A friction interface model for multi-material interactions in a Eulerian framework

A friction model for hyper-elastic solid materials was proposed for the simulation of complex shear impacts in a Eulerian framework. The interfacial status of multi-material interactions was obtained in Harten, Lax, and van Leer discontinuity (HLLD) Riemann solver. The inverse deformation gradient tensor was utilized in governing equations to describe the shape change of hyper-elastic solid materials. The level set method (LSM) was used to identify multiple materials in computational domain and the interface boundary condition was applied using the real ghost fluid method (RGFM). A uniform eigensystem of hyperbolic equations was derived using the fifth-order characteristic-wise weighted essentially non-oscillatory (WENO) scheme.
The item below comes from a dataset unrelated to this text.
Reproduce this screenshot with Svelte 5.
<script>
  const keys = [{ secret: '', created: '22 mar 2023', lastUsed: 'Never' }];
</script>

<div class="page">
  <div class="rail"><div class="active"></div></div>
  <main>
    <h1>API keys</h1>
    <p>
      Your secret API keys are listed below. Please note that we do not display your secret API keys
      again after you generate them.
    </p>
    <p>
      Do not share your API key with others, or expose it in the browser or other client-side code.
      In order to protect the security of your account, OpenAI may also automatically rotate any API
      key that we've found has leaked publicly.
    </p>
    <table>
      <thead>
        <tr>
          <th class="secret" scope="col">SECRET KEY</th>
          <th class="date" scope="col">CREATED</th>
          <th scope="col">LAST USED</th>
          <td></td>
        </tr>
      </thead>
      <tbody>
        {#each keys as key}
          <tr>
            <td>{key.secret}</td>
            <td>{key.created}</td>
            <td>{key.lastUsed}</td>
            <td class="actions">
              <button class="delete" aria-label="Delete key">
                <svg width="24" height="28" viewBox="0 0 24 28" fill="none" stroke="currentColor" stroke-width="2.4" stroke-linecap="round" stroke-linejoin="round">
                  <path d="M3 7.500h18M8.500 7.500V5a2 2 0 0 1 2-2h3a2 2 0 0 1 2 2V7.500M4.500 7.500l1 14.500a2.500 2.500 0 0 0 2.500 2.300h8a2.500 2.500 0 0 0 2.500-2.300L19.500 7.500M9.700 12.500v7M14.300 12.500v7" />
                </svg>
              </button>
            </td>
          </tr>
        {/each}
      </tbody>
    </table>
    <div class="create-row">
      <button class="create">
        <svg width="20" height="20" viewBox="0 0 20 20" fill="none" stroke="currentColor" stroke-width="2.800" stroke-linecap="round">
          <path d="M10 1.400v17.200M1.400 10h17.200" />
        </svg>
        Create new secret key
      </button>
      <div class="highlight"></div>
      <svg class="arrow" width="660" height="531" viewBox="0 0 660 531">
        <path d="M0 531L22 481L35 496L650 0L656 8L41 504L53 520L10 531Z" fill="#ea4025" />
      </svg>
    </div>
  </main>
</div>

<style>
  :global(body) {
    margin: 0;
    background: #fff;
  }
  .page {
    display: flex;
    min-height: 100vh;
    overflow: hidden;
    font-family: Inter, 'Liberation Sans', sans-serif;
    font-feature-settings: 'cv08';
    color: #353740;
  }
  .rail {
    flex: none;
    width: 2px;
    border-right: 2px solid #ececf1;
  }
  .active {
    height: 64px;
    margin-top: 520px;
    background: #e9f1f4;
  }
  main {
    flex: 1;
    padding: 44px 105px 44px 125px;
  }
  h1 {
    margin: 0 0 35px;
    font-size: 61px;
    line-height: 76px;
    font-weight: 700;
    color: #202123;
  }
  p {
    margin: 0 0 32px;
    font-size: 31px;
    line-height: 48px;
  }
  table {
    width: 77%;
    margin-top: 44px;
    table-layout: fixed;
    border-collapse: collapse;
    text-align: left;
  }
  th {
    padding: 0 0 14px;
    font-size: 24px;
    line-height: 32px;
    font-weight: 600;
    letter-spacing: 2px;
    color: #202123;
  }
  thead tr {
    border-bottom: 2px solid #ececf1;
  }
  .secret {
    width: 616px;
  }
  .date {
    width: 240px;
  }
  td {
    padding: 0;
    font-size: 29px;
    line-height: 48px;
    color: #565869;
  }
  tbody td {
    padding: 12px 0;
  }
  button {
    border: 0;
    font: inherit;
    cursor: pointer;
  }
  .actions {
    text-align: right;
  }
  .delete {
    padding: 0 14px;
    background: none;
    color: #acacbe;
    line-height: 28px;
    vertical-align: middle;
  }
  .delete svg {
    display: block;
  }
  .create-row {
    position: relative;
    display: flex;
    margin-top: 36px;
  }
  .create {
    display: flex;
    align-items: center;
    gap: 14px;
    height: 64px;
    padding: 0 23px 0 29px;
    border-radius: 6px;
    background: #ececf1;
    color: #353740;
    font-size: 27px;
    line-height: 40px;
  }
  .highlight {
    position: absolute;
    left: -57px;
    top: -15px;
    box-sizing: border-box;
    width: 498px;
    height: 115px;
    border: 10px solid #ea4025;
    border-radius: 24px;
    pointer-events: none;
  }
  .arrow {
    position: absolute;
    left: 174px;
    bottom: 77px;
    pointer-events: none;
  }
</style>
Six numerical tests of one-dimensional problems were used to illustrate the robustness of the 5th order WENO scheme. The proposed friction model was evaluated for impact cases in both one and two dimensions with three-dimensional components. The redistribution of strain and kinetic energy during solid-solid interactions was represented using the proposed friction model, while both ‘slip’ and ‘stick’ interface showed unphysical approximations. We believe that the friction interface model completes the theory of multi-material interaction and provide a more appropriate way to model the complex dynamic behavior in Eulerian framework for solid materials.